Data lines:
--*--

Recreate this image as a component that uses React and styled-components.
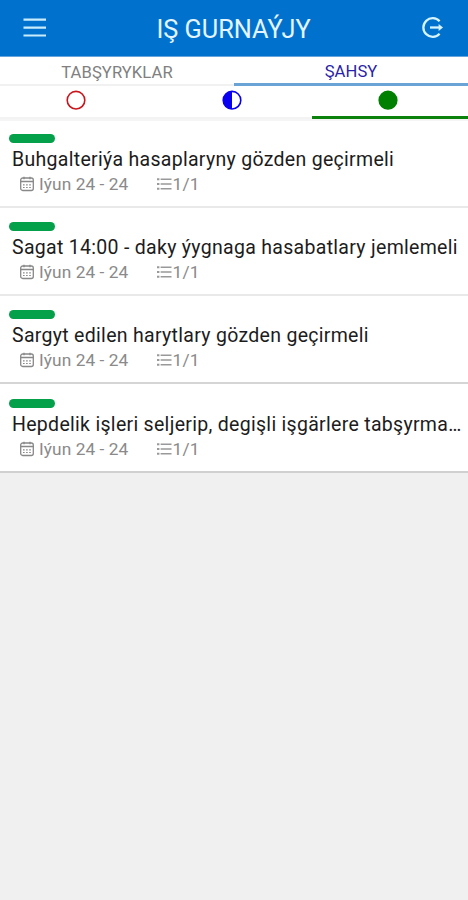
import React from 'react';
import styled, { createGlobalStyle } from 'styled-components';

const GlobalStyle = createGlobalStyle`
  * { box-sizing: border-box; }
  body { margin: 0; background: #f0f0f0; font-family: Roboto, sans-serif; }
`;

const Screen = styled.div`
  min-height: 900px;
  background: #f0f0f0;
  overflow: hidden;
`;

const Header = styled.header`
  display: flex;
  align-items: center;
  justify-content: space-between;
  height: 57px;
  padding: 0 24px 0 23px;
  background: #0072ce;
  border-bottom: 1px solid #65a5dc;
  color: #e4f5ff;
`;

const IconButton = styled.button`
  display: flex;
  padding: 0;
  border: 0;
  background: none;
  color: #c9ecfa;
`;

const AppTitle = styled.h1`
  margin: 4px 1px 0 0;
  font-size: 25.3px;
  line-height: 30px;
  font-weight: 400;
`;

const Tabs = styled.nav`
  display: grid;
  grid-template-columns: 1fr 1fr;
  height: 28px;
  background: #fff;
`;

const Tab = styled.button`
  padding: 4px 0 0;
  border: 0;
  border-bottom: ${(p) => (p.$active ? '3px solid #6aa3d6' : '2px solid #f1f1f1')};
  background: none;
  font: 400 16.6px/22px Roboto, sans-serif;
  letter-spacing: 0.08px;
  color: ${(p) => (p.$active ? '#2a1fa8' : '#808080')};
`;

const Filters = styled.div`
  display: grid;
  grid-template-columns: repeat(3, 1fr);
  height: 34px;
  background: #fff;
`;

const Filter = styled.button`
  display: flex;
  justify-content: center;
  padding: 5px 4px 0 0;
  border: 0;
  border-bottom: ${(p) => (p.$active ? '3px solid #0b820b' : '2px solid #f3f3f3')};
  background: none;
`;

const TaskList = styled.main`
  background: #fff;
  border-top: 2px solid #f5f5f5;
`;

const Task = styled.article`
  height: 88.2px;
  padding: 13px 0 0 9px;
  background: linear-gradient(${(p) => p.$line}, ${(p) => p.$line}) 0 85px / 100% 2px no-repeat;

  &:last-child { height: 87px; }
`;

const Status = styled.div`
  width: 46px;
  height: 9px;
  border-radius: 5px;
  background: #04a04a;
`;

const TaskTitle = styled.h2`
  margin: 5px 0 0 3px;
  font-size: 19.5px;
  line-height: 24px;
  font-weight: 400;
  letter-spacing: 0.3px;
  white-space: nowrap;
  color: #1c1c1c;
`;

const Meta = styled.div`
  display: flex;
  align-items: center;
  height: 24px;
  margin: 0 0 0 11px;
  font-size: 17.3px;
  line-height: 24px;
  color: #8a8a8a;
`;

const DateText = styled.span`
  width: 122.5px;
  padding-left: 5px;
  letter-spacing: 0.08px;
`;

const Count = styled.span`
  padding-left: 1px;
  letter-spacing: 0.2px;
`;

const MenuIcon = () => (
  <svg width="24" height="22" viewBox="0 0 24 22" stroke="currentColor" strokeWidth="2.2">
    <path d="M0.5 2.7H23M0.5 10.7H23M0.5 18.5H23" />
  </svg>
);

const ExitIcon = () => (
  <svg width="23" height="24" viewBox="0 0 23 24" fill="none" stroke="#d5f4fc" strokeWidth="2.3">
    <path d="M18.6 5.3A9.3 9.3 0 1 0 18.6 17.7" />
    <path d="M9 11.5H20" />
    <path d="M17.6 7.9L22 11.5L17.6 15.1Z" fill="#d5f4fc" stroke="none" />
  </svg>
);

const CircleIcon = ({ color, kind }) => (
  <svg width="20" height="20" viewBox="0 0 20 20">
    <circle cx="10" cy="10.2" r="8.8" fill={kind === 'full' ? color : 'none'} stroke={color} strokeWidth="1.6" />
    {kind === 'half' && <path d="M10 1.4A8.8 8.8 0 0 0 10 19Z" fill={color} />}
  </svg>
);

const CalendarIcon = () => (
  <svg width="14" height="16" viewBox="0 0 14 16" fill="none" stroke="#888" strokeWidth="1.3">
    <rect x="0.7" y="2" width="12.6" height="12.5" rx="2" />
    <path d="M0.7 5.5H13.3M4 0.8V3.2M10 0.8V3.2" />
    <path d="M3 8.8H11M3 11.5H11" strokeWidth="1.2" strokeDasharray="1.6 1.5" />
  </svg>
);

const ListIcon = () => (
  <svg width="15" height="14" viewBox="0 0 15 14" stroke="#999" strokeWidth="1.4">
    <path d="M3.6 2.2H14.5M3.6 7H14.5M3.6 11.8H14.5" />
    <path d="M0 2.2H2.4M0 7H2.4M0 11.8H2.4" strokeWidth="2" />
  </svg>
);

const tasks = [
  { title: 'Buhgalteriýa hasaplaryny gözden geçirmeli', line: '#e9e9e9' },
  { title: 'Sagat 14:00 - daky ýygnaga hasabatlary jemlemeli', line: '#e9e9e9' },
  { title: 'Sargyt edilen harytlary gözden geçirmeli', line: '#d5d5d5' },
  { title: 'Hepdelik işleri seljerip, degişli işgärlere tabşyrma…', line: '#d0d0d0' },
];

export default function App() {
  return (
    <Screen>
      <GlobalStyle />
      <Header>
        <IconButton aria-label="Menu"><MenuIcon /></IconButton>
        <AppTitle>IŞ GURNAÝJY</AppTitle>
        <IconButton aria-label="Exit"><ExitIcon /></IconButton>
      </Header>
      <Tabs>
        <Tab>TABŞYRYKLAR</Tab>
        <Tab $active>ŞAHSY</Tab>
      </Tabs>
      <Filters>
        <Filter><CircleIcon color="#c9151b" /></Filter>
        <Filter><CircleIcon color="#0a00f0" kind="half" /></Filter>
        <Filter $active><CircleIcon color="#008000" kind="full" /></Filter>
      </Filters>
      <TaskList>
        {tasks.map((task) => (
          <Task key={task.title} $line={task.line}>
            <Status />
            <TaskTitle>{task.title}</TaskTitle>
            <Meta>
              <CalendarIcon />
              <DateText>Iýun 24 - 24</DateText>
              <ListIcon />
              <Count>1/1</Count>
            </Meta>
          </Task>
        ))}
      </TaskList>
    </Screen>
  );
}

--*--

Reproduce the listing exactly. Leave its pictures out.

Recreate this image as a component that uses React and styled-components.
import React from 'react';
import styled, { createGlobalStyle } from 'styled-components';

const GlobalStyle = createGlobalStyle`
  * { box-sizing: border-box; }
  body { margin: 0; background: #f0f0f0; font-family: Roboto, sans-serif; }
`;

const Screen = styled.div`
  min-height: 900px;
  background: #f0f0f0;
  overflow: hidden;
`;

const Header = styled.header`
  display: flex;
  align-items: center;
  justify-content: space-between;
  height: 57px;
  padding: 0 24px 0 23px;
  background: #0072ce;
  border-bottom: 1px solid #65a5dc;
  color: #e4f5ff;
`;

const IconButton = styled.button`
  display: flex;
  padding: 0;
  border: 0;
  background: none;
  color: #c9ecfa;
`;

const AppTitle = styled.h1`
  margin: 4px 1px 0 0;
  font-size: 25.3px;
  line-height: 30px;
  font-weight: 400;
`;

const Tabs = styled.nav`
  display: grid;
  grid-template-columns: 1fr 1fr;
  height: 28px;
  background: #fff;
`;

const Tab = styled.button`
  padding: 4px 0 0;
  border: 0;
  border-bottom: ${(p) => (p.$active ? '3px solid #6aa3d6' : '2px solid #f1f1f1')};
  background: none;
  font: 400 16.6px/22px Roboto, sans-serif;
  letter-spacing: 0.08px;
  color: ${(p) => (p.$active ? '#2a1fa8' : '#808080')};
`;

const Filters = styled.div`
  display: grid;
  grid-template-columns: repeat(3, 1fr);
  height: 34px;
  background: #fff;
`;

const Filter = styled.button`
  display: flex;
  justify-content: center;
  padding: 5px 4px 0 0;
  border: 0;
  border-bottom: ${(p) => (p.$active ? '3px solid #0b820b' : '2px solid #f3f3f3')};
  background: none;
`;

const TaskList = styled.main`
  background: #fff;
  border-top: 2px solid #f5f5f5;
`;

const Task = styled.article`
  height: 88.2px;
  padding: 13px 0 0 9px;
  background: linear-gradient(${(p) => p.$line}, ${(p) => p.$line}) 0 85px / 100% 2px no-repeat;

  &:last-child { height: 87px; }
`;

const Status = styled.div`
  width: 46px;
  height: 9px;
  border-radius: 5px;
  background: #04a04a;
`;

const TaskTitle = styled.h2`
  margin: 5px 0 0 3px;
  font-size: 19.5px;
  line-height: 24px;
  font-weight: 400;
  letter-spacing: 0.3px;
  white-space: nowrap;
  color: #1c1c1c;
`;

const Meta = styled.div`
  display: flex;
  align-items: center;
  height: 24px;
  margin: 0 0 0 11px;
  font-size: 17.3px;
  line-height: 24px;
  color: #8a8a8a;
`;

const DateText = styled.span`
  width: 122.5px;
  padding-left: 5px;
  letter-spacing: 0.08px;
`;

const Count = styled.span`
  padding-left: 1px;
  letter-spacing: 0.2px;
`;

const MenuIcon = () => (
  <svg width="24" height="22" viewBox="0 0 24 22" stroke="currentColor" strokeWidth="2.2">
    <path d="M0.5 2.7H23M0.5 10.7H23M0.5 18.5H23" />
  </svg>
);

const ExitIcon = () => (
  <svg width="23" height="24" viewBox="0 0 23 24" fill="none" stroke="#d5f4fc" strokeWidth="2.3">
    <path d="M18.6 5.3A9.3 9.3 0 1 0 18.6 17.7" />
    <path d="M9 11.5H20" />
    <path d="M17.6 7.9L22 11.5L17.6 15.1Z" fill="#d5f4fc" stroke="none" />
  </svg>
);

const CircleIcon = ({ color, kind }) => (
  <svg width="20" height="20" viewBox="0 0 20 20">
    <circle cx="10" cy="10.2" r="8.8" fill={kind === 'full' ? color : 'none'} stroke={color} strokeWidth="1.6" />
    {kind === 'half' && <path d="M10 1.4A8.8 8.8 0 0 0 10 19Z" fill={color} />}
  </svg>
);

const CalendarIcon = () => (
  <svg width="14" height="16" viewBox="0 0 14 16" fill="none" stroke="#888" strokeWidth="1.3">
    <rect x="0.7" y="2" width="12.6" height="12.5" rx="2" />
    <path d="M0.7 5.5H13.3M4 0.8V3.2M10 0.8V3.2" />
    <path d="M3 8.8H11M3 11.5H11" strokeWidth="1.2" strokeDasharray="1.6 1.5" />
  </svg>
);

const ListIcon = () => (
  <svg width="15" height="14" viewBox="0 0 15 14" stroke="#999" strokeWidth="1.4">
    <path d="M3.6 2.2H14.5M3.6 7H14.5M3.6 11.8H14.5" />
    <path d="M0 2.2H2.4M0 7H2.4M0 11.8H2.4" strokeWidth="2" />
  </svg>
);

const tasks = [
  { title: 'Buhgalteriýa hasaplaryny gözden geçirmeli', line: '#e9e9e9' },
  { title: 'Sagat 14:00 - daky ýygnaga hasabatlary jemlemeli', line: '#e9e9e9' },
  { title: 'Sargyt edilen harytlary gözden geçirmeli', line: '#d5d5d5' },
  { title: 'Hepdelik işleri seljerip, degişli işgärlere tabşyrma…', line: '#d0d0d0' },
];

export default function App() {
  return (
    <Screen>
      <GlobalStyle />
      <Header>
        <IconButton aria-label="Menu"><MenuIcon /></IconButton>
        <AppTitle>IŞ GURNAÝJY</AppTitle>
        <IconButton aria-label="Exit"><ExitIcon /></IconButton>
      </Header>
      <Tabs>
        <Tab>TABŞYRYKLAR</Tab>
        <Tab $active>ŞAHSY</Tab>
      </Tabs>
      <Filters>
        <Filter><CircleIcon color="#c9151b" /></Filter>
        <Filter><CircleIcon color="#0a00f0" kind="half" /></Filter>
        <Filter $active><CircleIcon color="#008000" kind="full" /></Filter>
      </Filters>
      <TaskList>
        {tasks.map((task) => (
          <Task key={task.title} $line={task.line}>
            <Status />
            <TaskTitle>{task.title}</TaskTitle>
            <Meta>
              <CalendarIcon />
              <DateText>Iýun 24 - 24</DateText>
              <ListIcon />
              <Count>1/1</Count>
            </Meta>
          </Task>
        ))}
      </TaskList>
    </Screen>
  );
}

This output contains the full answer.